- **TASK**: Would you transcribe the whole listing exactly, minus its pictures?

----------------------------------------

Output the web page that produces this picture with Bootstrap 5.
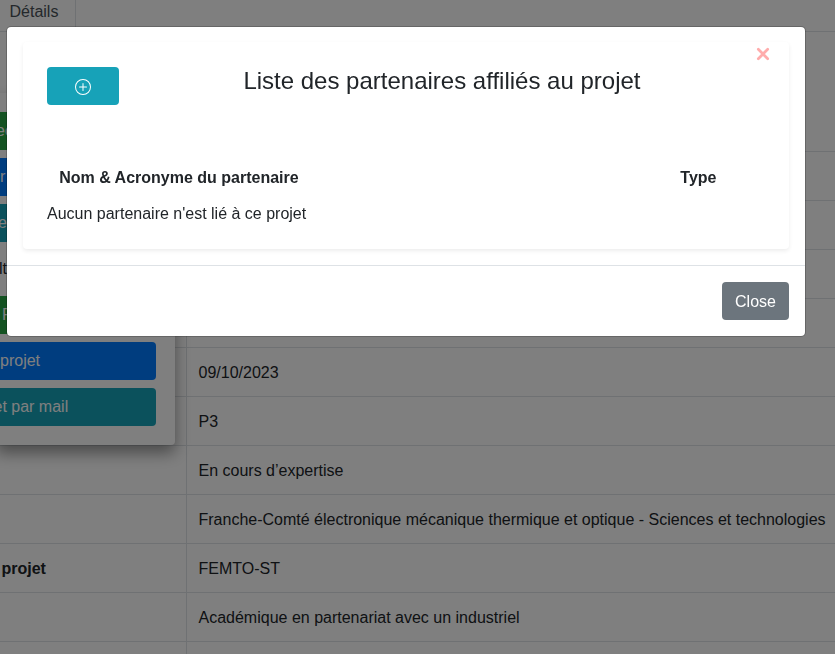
<!DOCTYPE html>
<html lang="fr">
<head>
<meta charset="utf-8">
<meta name="viewport" content="width=device-width, initial-scale=1">
<title>Partenaires du projet</title>
<link href="https://cdn.jsdelivr.net/npm/bootstrap@5.3.0/dist/css/bootstrap.min.css" rel="stylesheet">
<style>
body{font-family:"Liberation Sans",Arial,sans-serif;height:654px;overflow:hidden;--bs-body-line-height:1.5}
main{height:654px;overflow:hidden}
.tabs{height:31px}
.tab-details{width:76px;height:31px;padding:0 0 0 9.5px;border-right:1px solid #dee2e6;color:#495057;line-height:23px}
.project-table{display:grid;grid-template-columns:186px 1fr;grid-template-rows:120px repeat(10,49px) 13px}
.project-table>div{border-top:1px solid #dee2e6;padding:13px 0 0 12px;white-space:nowrap}
.project-table>div:nth-child(even){border-left:1px solid #dee2e6;padding-left:11.5px}
.project-table>div:nth-last-child(-n+2){padding-top:0}
.project-table>.cell-label{padding-left:1.5px}
.action-menu{left:-4px;top:93px;width:179px;height:352px;padding:19px 19px 19px 0;box-shadow:0 8px 16px rgba(0,0,0,.42);border-radius:4px}
.action-menu .btn{height:38px;padding:6px 0;border-radius:0 4px 4px 0;border:1px solid transparent;line-height:24px}
.bg-a{background:#28a745;color:#fff}.bg-b{background:#007bff;color:#fff}.bg-c,.bg-c:hover{background:#17a2b8;color:#fff}.bg-d{background:#fff;color:#212529}
.in-0{text-indent:-3.5px}.in-1{text-indent:-1px}.in-2{text-indent:1px}.in-3{text-indent:2px}.in-4{text-indent:3px}.in-5{text-indent:5px}
.shade{background:rgba(0,0,0,.5)}
.modal-dialog{width:800px;max-width:800px;margin:26px 0 0 6px}
.modal-content{border:1px solid rgba(0,0,0,.2);border-radius:5px}
.modal-body{padding:15px 16px 16px 16px}
.partners{height:207px;border:0;border-radius:4px;padding:25px 24px 0;box-shadow:0 2px 4px rgba(0,0,0,.075)}
.add-btn{width:72px;height:38px;padding:1px 0 0;border:0;border-radius:4px}
.heading{font-size:24px;line-height:28.8px;font-weight:400;margin-left:124.4px}
.dismiss{right:19px;top:5px;line-height:0}
.partner-head{margin-top:61px;height:24px}
.partner-name{padding-left:12.2px}
.partner-type{margin-right:48.5px}
.modal-footer{padding:16px;border-top:1px solid #dee2e6}
.close-btn{background:#6c757d;color:#fff;border-radius:4px;height:38px;width:67px;padding:2px 0 0}
</style>
<script src="https://cdn.jsdelivr.net/npm/bootstrap@5.3.0/dist/js/bootstrap.bundle.min.js"></script>
</head>
<body>
<main>
  <div class="tabs d-flex"><div class="tab-details">Détails</div></div>
  <div class="project-table">
    <div></div><div></div>
    <div></div><div></div>
    <div></div><div></div>
    <div></div><div></div>
    <div></div><div></div>
    <div></div><div>09/10/2023</div>
    <div></div><div>P3</div>
    <div></div><div>En cours d’expertise</div>
    <div></div><div>Franche-Comté électronique mécanique thermique et optique - Sciences et technologies</div>
    <div class="cell-label fw-bold">projet</div><div>FEMTO-ST</div>
    <div></div><div>Académique en partenariat avec un industriel</div>
    <div></div><div></div>
  </div>
  <div class="action-menu position-absolute bg-white d-flex flex-column gap-2">
    <div class="btn bg-a text-start in-1">ec</div>
    <div class="btn bg-b text-start in-4">r</div>
    <div class="btn bg-c text-start in-2">e</div>
    <div class="btn bg-d text-start in-3">lt</div>
    <div class="btn bg-a text-start in-5">F</div>
    <div class="btn bg-b text-start in-4">projet</div>
    <div class="btn bg-c text-start in-0">et par mail</div>
  </div>
</main>
<div class="modal d-block shade overflow-hidden" role="dialog">
  <div class="modal-dialog">
    <div class="modal-content">
      <div class="modal-body">
        <div class="card partners">
          <div class="d-flex align-items-start">
            <button class="btn add-btn bg-c d-flex align-items-center justify-content-center" aria-label="Ajouter">
              <svg width="16" height="16" viewBox="0 0 16 16" fill="#fff"><path d="M8 15A7 7 0 1 1 8 1a7 7 0 0 1 0 14zm0 1A8 8 0 1 0 8 0a8 8 0 0 0 0 16z"/><path d="M8 4a.5.5 0 0 1 .5.5v3h3a.5.5 0 0 1 0 1h-3v3a.5.5 0 0 1-1 0v-3h-3a.5.5 0 0 1 0-1h3v-3A.5.5 0 0 1 8 4z"/></svg>
            </button>
            <h4 class="heading mb-0">Liste des partenaires affiliés au projet</h4>
          </div>
          <div class="dismiss position-absolute">
            <svg width="14" height="14" viewBox="0 0 14 14" fill="none" stroke="#ffacac" stroke-width="2.7" stroke-linecap="round"><path d="M2.3 2.3l9.4 9.4M11.7 2.3l-9.4 9.4"/></svg>
          </div>
          <div class="partner-head d-flex fw-bold">
            <div class="partner-name flex-grow-1">Nom &amp; Acronyme du partenaire</div>
            <div class="partner-type">Type</div>
          </div>
          <div class="mt-2 pt-1">Aucun partenaire n'est lié à ce projet</div>
        </div>
      </div>
      <div class="modal-footer"><button class="btn close-btn m-0">Close</button></div>
    </div>
  </div>
</div>
</body>
</html>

----------------------------------------

- **CORRECT OUTPUT**:
Output the web page that produces this picture with Bootstrap 5.
<!DOCTYPE html>
<html lang="fr">
<head>
<meta charset="utf-8">
<meta name="viewport" content="width=device-width, initial-scale=1">
<title>Partenaires du projet</title>
<link href="https://cdn.jsdelivr.net/npm/bootstrap@5.3.0/dist/css/bootstrap.min.css" rel="stylesheet">
<style>
body{font-family:"Liberation Sans",Arial,sans-serif;height:654px;overflow:hidden;--bs-body-line-height:1.5}
main{height:654px;overflow:hidden}
.tabs{height:31px}
.tab-details{width:76px;height:31px;padding:0 0 0 9.5px;border-right:1px solid #dee2e6;color:#495057;line-height:23px}
.project-table{display:grid;grid-template-columns:186px 1fr;grid-template-rows:120px repeat(10,49px) 13px}
.project-table>div{border-top:1px solid #dee2e6;padding:13px 0 0 12px;white-space:nowrap}
.project-table>div:nth-child(even){border-left:1px solid #dee2e6;padding-left:11.5px}
.project-table>div:nth-last-child(-n+2){padding-top:0}
.project-table>.cell-label{padding-left:1.5px}
.action-menu{left:-4px;top:93px;width:179px;height:352px;padding:19px 19px 19px 0;box-shadow:0 8px 16px rgba(0,0,0,.42);border-radius:4px}
.action-menu .btn{height:38px;padding:6px 0;border-radius:0 4px 4px 0;border:1px solid transparent;line-height:24px}
.bg-a{background:#28a745;color:#fff}.bg-b{background:#007bff;color:#fff}.bg-c,.bg-c:hover{background:#17a2b8;color:#fff}.bg-d{background:#fff;color:#212529}
.in-0{text-indent:-3.5px}.in-1{text-indent:-1px}.in-2{text-indent:1px}.in-3{text-indent:2px}.in-4{text-indent:3px}.in-5{text-indent:5px}
.shade{background:rgba(0,0,0,.5)}
.modal-dialog{width:800px;max-width:800px;margin:26px 0 0 6px}
.modal-content{border:1px solid rgba(0,0,0,.2);border-radius:5px}
.modal-body{padding:15px 16px 16px 16px}
.partners{height:207px;border:0;border-radius:4px;padding:25px 24px 0;box-shadow:0 2px 4px rgba(0,0,0,.075)}
.add-btn{width:72px;height:38px;padding:1px 0 0;border:0;border-radius:4px}
.heading{font-size:24px;line-height:28.8px;font-weight:400;margin-left:124.4px}
.dismiss{right:19px;top:5px;line-height:0}
.partner-head{margin-top:61px;height:24px}
.partner-name{padding-left:12.2px}
.partner-type{margin-right:48.5px}
.modal-footer{padding:16px;border-top:1px solid #dee2e6}
.close-btn{background:#6c757d;color:#fff;border-radius:4px;height:38px;width:67px;padding:2px 0 0}
</style>
<script src="https://cdn.jsdelivr.net/npm/bootstrap@5.3.0/dist/js/bootstrap.bundle.min.js"></script>
</head>
<body>
<main>
  <div class="tabs d-flex"><div class="tab-details">Détails</div></div>
  <div class="project-table">
    <div></div><div></div>
    <div></div><div></div>
    <div></div><div></div>
    <div></div><div></div>
    <div></div><div></div>
    <div></div><div>09/10/2023</div>
    <div></div><div>P3</div>
    <div></div><div>En cours d’expertise</div>
    <div></div><div>Franche-Comté électronique mécanique thermique et optique - Sciences et technologies</div>
    <div class="cell-label fw-bold">projet</div><div>FEMTO-ST</div>
    <div></div><div>Académique en partenariat avec un industriel</div>
    <div></div><div></div>
  </div>
  <div class="action-menu position-absolute bg-white d-flex flex-column gap-2">
    <div class="btn bg-a text-start in-1">ec</div>
    <div class="btn bg-b text-start in-4">r</div>
    <div class="btn bg-c text-start in-2">e</div>
    <div class="btn bg-d text-start in-3">lt</div>
    <div class="btn bg-a text-start in-5">F</div>
    <div class="btn bg-b text-start in-4">projet</div>
    <div class="btn bg-c text-start in-0">et par mail</div>
  </div>
</main>
<div class="modal d-block shade overflow-hidden" role="dialog">
  <div class="modal-dialog">
    <div class="modal-content">
      <div class="modal-body">
        <div class="card partners">
          <div class="d-flex align-items-start">
            <button class="btn add-btn bg-c d-flex align-items-center justify-content-center" aria-label="Ajouter">
              <svg width="16" height="16" viewBox="0 0 16 16" fill="#fff"><path d="M8 15A7 7 0 1 1 8 1a7 7 0 0 1 0 14zm0 1A8 8 0 1 0 8 0a8 8 0 0 0 0 16z"/><path d="M8 4a.5.5 0 0 1 .5.5v3h3a.5.5 0 0 1 0 1h-3v3a.5.5 0 0 1-1 0v-3h-3a.5.5 0 0 1 0-1h3v-3A.5.5 0 0 1 8 4z"/></svg>
            </button>
            <h4 class="heading mb-0">Liste des partenaires affiliés au projet</h4>
          </div>
          <div class="dismiss position-absolute">
            <svg width="14" height="14" viewBox="0 0 14 14" fill="none" stroke="#ffacac" stroke-width="2.7" stroke-linecap="round"><path d="M2.3 2.3l9.4 9.4M11.7 2.3l-9.4 9.4"/></svg>
          </div>
          <div class="partner-head d-flex fw-bold">
            <div class="partner-name flex-grow-1">Nom &amp; Acronyme du partenaire</div>
            <div class="partner-type">Type</div>
          </div>
          <div class="mt-2 pt-1">Aucun partenaire n'est lié à ce projet</div>
        </div>
      </div>
      <div class="modal-footer"><button class="btn close-btn m-0">Close</button></div>
    </div>
  </div>
</div>
</body>
</html>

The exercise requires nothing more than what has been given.